**Task statement**
Note each line where "React" appears, and copy it.

**Provided material**
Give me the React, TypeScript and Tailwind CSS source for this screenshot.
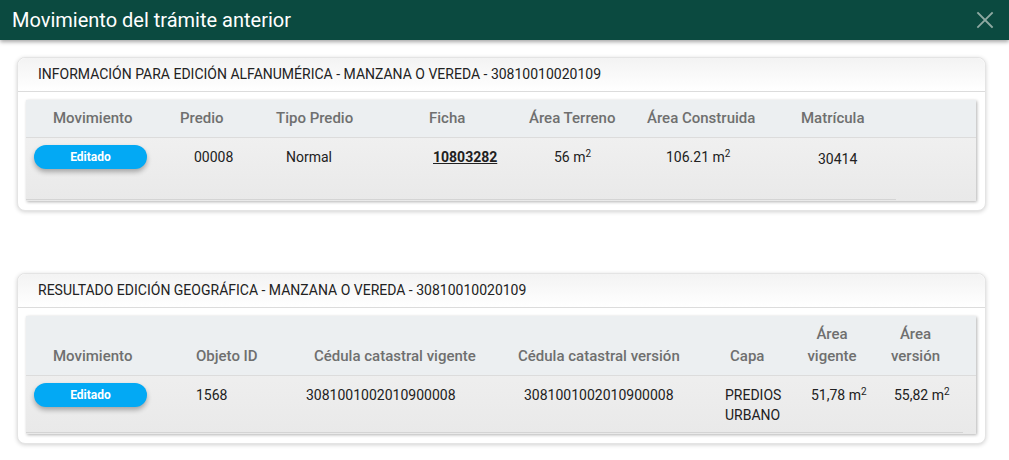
import React from 'react';

const headCls = 'flex items-end pb-2 pt-[7px] text-[15px] leading-[22px] font-medium text-[#6f6f6f]';
const cellCls = 'pt-[9px] text-[14px] leading-[20px] text-[#212121]';

function Sq({ v }: { v: string }) {
  return (
    <span>
      {v} m<sup className="text-[10px]">2</sup>
    </span>
  );
}

function Editado() {
  return (
    <div className="ml-2 mt-[-2px] w-[113px] h-6 rounded-full bg-[#03a9f4] text-white text-[12px] font-bold flex items-center justify-center shadow-[0_3px_5px_rgba(0,0,0,0.3)]">
      Editado
    </div>
  );
}

function Card({ title, children }: { title: string; children: React.ReactNode }) {
  return (
    <div className="bg-white rounded-lg border border-[#e4e4e4] shadow-[0_1px_4px_rgba(0,0,0,0.18)] pb-[9px]">
      <div className="h-[34px] flex items-center pl-5 border-b border-[#dcdcdc] bg-gradient-to-b from-[#f3f3f3] to-white text-[14px] text-[#222] rounded-t-lg">
        {title}
      </div>
      <div className="ml-2 mr-[9px] mt-[8px] shadow-[1px_1px_3px_rgba(0,0,0,0.3)] bg-gradient-to-b from-[#f4f4f4] to-[#e9e9e9]">
        {children}
      </div>
    </div>
  );
}

export default function App() {
  return (
    <div className="w-[1009px] h-[460px] bg-white overflow-hidden" style={{ fontFamily: 'Roboto, "Noto Sans", sans-serif' }}>
      <div className="h-10 bg-[#0b4a40] flex items-center justify-between pl-3 pr-2 shadow-[0_2px_4px_rgba(0,0,0,0.35)] relative">
        <h1 className="text-white text-[20px] leading-none">Movimiento del trámite anterior</h1>
        <svg width="18" height="18" viewBox="0 0 18 18" className="mr-[7px]" stroke="#8fa9a2" strokeWidth="1.8" strokeLinecap="square">
          <path d="M2 2L16 16M16 2L2 16" />
        </svg>
      </div>

      <div className="ml-[17px] mr-[23px] mt-[17px]">
        <Card title="INFORMACIÓN PARA EDICIÓN ALFANUMÉRICA - MANZANA O VEREDA - 30810010020109">
          <div className="bg-[#eceff1] border-b border-[#dcdcdc]">
            <div className="grid grid-cols-[135px_100px_150px_100px_120px_150px_115px] w-[870px]">
              <div className={`${headCls} pl-[27px]`}>Movimiento</div>
              <div className={`${headCls} pl-[19px]`}>Predio</div>
              <div className={`${headCls} pl-[15px]`}>Tipo Predio</div>
              <div className={`${headCls} pl-[18px]`}>Ficha</div>
              <div className={`${headCls} pl-[18px]`}>Área Terreno</div>
              <div className={`${headCls} pl-[16px]`}>Área Construida</div>
              <div className={`${headCls} pl-[20px]`}>Matrícula</div>
            </div>
          </div>
          <div className="grid grid-cols-[135px_100px_150px_100px_120px_150px_115px] w-[870px] h-[62px] border-b border-[#d4d4d4]">
            <div className="pt-[9px]"><Editado /></div>
            <div className={`${cellCls} pl-[33px]`}>00008</div>
            <div className={`${cellCls} pl-[25px]`}>Normal</div>
            <div className={`${cellCls} pl-[22px] font-bold underline text-[#333]`}>10803282</div>
            <div className={`${cellCls} pl-[43px]`}><Sq v="56" /></div>
            <div className={`${cellCls} pl-[35px]`}><Sq v="106.21" /></div>
            <div className={`${cellCls} pl-[37px] pt-[11px]`}>30414</div>
          </div>
          <div className="h-[1px]" />
        </Card>

        <div className="h-[62px]" />

        <Card title="RESULTADO EDICIÓN GEOGRÁFICA - MANZANA O VEREDA - 30810010020109">
          <div className="bg-[#eceff1] border-b border-[#dcdcdc]">
            <div className="grid grid-cols-[135px_130px_210px_205px_90px_72px_95px] w-[937px]">
              <div className={`${headCls} pl-[27px]`}>Movimiento</div>
              <div className={`${headCls} pl-[35px]`}>Objeto ID</div>
              <div className={`${headCls} pl-[23px]`}>Cédula catastral vigente</div>
              <div className={`${headCls} pl-[17px]`}>Cédula catastral versión</div>
              <div className={`${headCls} pl-[24px]`}>Capa</div>
              <div className={`${headCls} justify-center text-center`}>Área<br />vigente</div>
              <div className={`${headCls} justify-center text-center`}>Área<br />versión</div>
            </div>
          </div>
          <div className="grid grid-cols-[135px_130px_210px_205px_90px_72px_95px] w-[937px] h-[57px] border-b border-[#d4d4d4]">
            <div className="pt-[9px]"><Editado /></div>
            <div className={`${cellCls} pl-[35px]`}>1568</div>
            <div className={`${cellCls} pl-[15px]`}>3081001002010900008</div>
            <div className={`${cellCls} pl-[23px]`}>3081001002010900008</div>
            <div className={`${cellCls} pl-[19px]`}>PREDIOS<br />URBANO</div>
            <div className={`${cellCls} pl-[15px]`}><Sq v="51,78" /></div>
            <div className={`${cellCls} pl-[26px]`}><Sq v="55,82" /></div>
          </div>
          <div className="h-[1px]" />
        </Card>
      </div>
    </div>
  );
}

**Task result**
Give me the React, TypeScript and Tailwind CSS source for this screenshot.
import React from 'react';
function Card({ title, children }: { title: string; children: React.ReactNode }) {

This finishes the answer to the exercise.